* [DATA ROWS]:
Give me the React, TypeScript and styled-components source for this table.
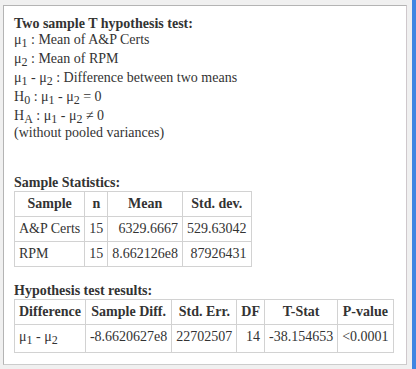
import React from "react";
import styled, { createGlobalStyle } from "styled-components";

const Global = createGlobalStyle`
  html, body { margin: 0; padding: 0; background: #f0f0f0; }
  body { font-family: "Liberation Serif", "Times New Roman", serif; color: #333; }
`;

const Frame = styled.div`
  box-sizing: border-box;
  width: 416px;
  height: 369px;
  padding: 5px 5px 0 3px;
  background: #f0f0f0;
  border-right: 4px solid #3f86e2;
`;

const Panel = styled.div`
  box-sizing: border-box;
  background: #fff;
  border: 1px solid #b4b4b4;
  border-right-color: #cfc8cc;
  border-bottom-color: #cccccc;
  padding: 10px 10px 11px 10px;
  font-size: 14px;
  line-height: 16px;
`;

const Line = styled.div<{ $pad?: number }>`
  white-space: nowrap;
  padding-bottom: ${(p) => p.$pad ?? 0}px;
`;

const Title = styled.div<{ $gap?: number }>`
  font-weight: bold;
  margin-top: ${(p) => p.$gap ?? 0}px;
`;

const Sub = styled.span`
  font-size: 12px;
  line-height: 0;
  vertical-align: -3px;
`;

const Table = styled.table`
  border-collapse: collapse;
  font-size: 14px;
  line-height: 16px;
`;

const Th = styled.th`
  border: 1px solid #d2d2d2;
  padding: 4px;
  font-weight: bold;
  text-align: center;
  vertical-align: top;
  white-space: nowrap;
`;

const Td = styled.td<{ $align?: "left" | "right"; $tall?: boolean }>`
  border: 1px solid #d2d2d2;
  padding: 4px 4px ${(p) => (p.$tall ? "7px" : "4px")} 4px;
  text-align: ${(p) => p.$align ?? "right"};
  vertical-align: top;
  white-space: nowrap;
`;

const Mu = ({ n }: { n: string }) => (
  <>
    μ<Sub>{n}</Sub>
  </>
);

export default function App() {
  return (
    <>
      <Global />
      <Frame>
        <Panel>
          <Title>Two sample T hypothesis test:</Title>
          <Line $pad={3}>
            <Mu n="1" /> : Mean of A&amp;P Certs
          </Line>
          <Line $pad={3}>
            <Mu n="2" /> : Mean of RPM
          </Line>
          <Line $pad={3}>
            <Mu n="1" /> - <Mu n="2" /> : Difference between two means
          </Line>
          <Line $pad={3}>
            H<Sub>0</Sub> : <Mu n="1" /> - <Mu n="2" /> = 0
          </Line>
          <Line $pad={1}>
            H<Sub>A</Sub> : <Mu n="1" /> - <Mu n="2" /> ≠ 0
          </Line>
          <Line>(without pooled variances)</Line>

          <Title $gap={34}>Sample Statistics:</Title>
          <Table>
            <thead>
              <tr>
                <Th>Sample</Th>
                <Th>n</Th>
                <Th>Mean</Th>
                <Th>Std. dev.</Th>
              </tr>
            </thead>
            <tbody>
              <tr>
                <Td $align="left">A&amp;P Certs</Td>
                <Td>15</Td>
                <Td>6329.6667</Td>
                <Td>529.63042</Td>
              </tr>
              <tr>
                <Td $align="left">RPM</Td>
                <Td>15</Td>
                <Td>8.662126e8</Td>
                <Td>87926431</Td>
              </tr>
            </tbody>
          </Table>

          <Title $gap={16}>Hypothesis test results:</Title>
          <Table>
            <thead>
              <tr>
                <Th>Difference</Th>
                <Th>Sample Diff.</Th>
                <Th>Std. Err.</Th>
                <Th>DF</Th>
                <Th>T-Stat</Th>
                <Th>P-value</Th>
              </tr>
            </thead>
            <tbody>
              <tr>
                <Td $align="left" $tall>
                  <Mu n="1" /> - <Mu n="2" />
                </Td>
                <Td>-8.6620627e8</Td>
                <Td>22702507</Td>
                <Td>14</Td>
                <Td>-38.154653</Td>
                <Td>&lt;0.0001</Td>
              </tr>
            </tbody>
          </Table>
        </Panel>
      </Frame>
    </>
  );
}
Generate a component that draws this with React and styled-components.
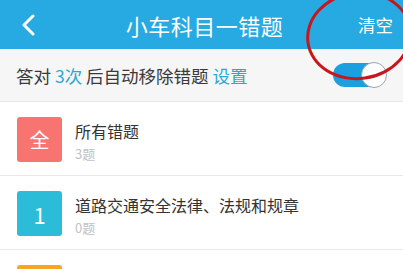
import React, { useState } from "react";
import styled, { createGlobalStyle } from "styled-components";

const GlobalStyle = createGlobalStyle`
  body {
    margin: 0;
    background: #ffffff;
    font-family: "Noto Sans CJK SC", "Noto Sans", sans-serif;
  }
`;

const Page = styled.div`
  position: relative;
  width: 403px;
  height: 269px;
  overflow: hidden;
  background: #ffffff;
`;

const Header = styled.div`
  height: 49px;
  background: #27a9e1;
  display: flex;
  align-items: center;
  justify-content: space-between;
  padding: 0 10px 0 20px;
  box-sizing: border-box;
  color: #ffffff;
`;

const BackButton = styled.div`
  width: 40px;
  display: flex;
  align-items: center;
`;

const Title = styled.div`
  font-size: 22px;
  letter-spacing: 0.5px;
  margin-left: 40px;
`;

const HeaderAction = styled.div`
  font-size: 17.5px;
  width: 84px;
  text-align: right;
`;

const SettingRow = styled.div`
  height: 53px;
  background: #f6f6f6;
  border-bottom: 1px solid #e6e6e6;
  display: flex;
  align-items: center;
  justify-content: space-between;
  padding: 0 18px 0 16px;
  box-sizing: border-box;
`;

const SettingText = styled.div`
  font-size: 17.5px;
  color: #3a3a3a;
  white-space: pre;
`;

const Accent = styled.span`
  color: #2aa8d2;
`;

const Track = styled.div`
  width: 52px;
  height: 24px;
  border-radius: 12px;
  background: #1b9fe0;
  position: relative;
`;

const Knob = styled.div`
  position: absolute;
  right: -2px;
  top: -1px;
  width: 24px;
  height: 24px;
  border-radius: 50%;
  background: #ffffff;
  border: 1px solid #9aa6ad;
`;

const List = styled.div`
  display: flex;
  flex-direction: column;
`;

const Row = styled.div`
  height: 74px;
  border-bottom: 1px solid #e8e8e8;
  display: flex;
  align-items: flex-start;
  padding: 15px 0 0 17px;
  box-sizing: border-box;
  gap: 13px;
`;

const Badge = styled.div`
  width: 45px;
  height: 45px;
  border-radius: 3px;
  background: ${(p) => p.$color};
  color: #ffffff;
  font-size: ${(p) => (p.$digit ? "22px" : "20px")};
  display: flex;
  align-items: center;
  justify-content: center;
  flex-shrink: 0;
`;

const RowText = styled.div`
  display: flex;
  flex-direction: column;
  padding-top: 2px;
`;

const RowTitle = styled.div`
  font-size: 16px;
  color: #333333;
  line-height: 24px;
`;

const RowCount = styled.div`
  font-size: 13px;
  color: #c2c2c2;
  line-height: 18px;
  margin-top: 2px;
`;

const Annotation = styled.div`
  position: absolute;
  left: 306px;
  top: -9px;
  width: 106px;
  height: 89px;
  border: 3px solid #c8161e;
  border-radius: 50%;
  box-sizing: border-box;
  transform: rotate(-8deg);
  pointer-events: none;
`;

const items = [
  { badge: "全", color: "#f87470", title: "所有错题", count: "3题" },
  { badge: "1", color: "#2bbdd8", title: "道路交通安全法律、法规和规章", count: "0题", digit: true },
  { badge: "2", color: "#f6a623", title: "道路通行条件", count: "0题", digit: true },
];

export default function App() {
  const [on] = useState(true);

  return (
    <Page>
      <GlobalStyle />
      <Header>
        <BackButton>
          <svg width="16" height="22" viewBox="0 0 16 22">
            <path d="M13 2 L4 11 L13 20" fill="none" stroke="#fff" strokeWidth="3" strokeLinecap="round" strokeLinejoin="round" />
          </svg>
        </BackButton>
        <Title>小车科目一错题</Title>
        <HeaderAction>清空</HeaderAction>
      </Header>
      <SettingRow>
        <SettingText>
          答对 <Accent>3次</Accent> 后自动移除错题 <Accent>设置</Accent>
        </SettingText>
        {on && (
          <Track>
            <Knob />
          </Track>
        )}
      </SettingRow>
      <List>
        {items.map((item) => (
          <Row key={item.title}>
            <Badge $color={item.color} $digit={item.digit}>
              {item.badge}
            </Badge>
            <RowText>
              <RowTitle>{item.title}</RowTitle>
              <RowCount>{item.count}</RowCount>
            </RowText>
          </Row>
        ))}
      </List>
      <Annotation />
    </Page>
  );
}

* [WHAT YOU SHOULD DO]:
Collect the complete line wherever the string "this" appears in the records.

* [OUTPUT OF THE TASK]:
Give me the React, TypeScript and styled-components source for this table.
Generate a component that draws this with React and styled-components.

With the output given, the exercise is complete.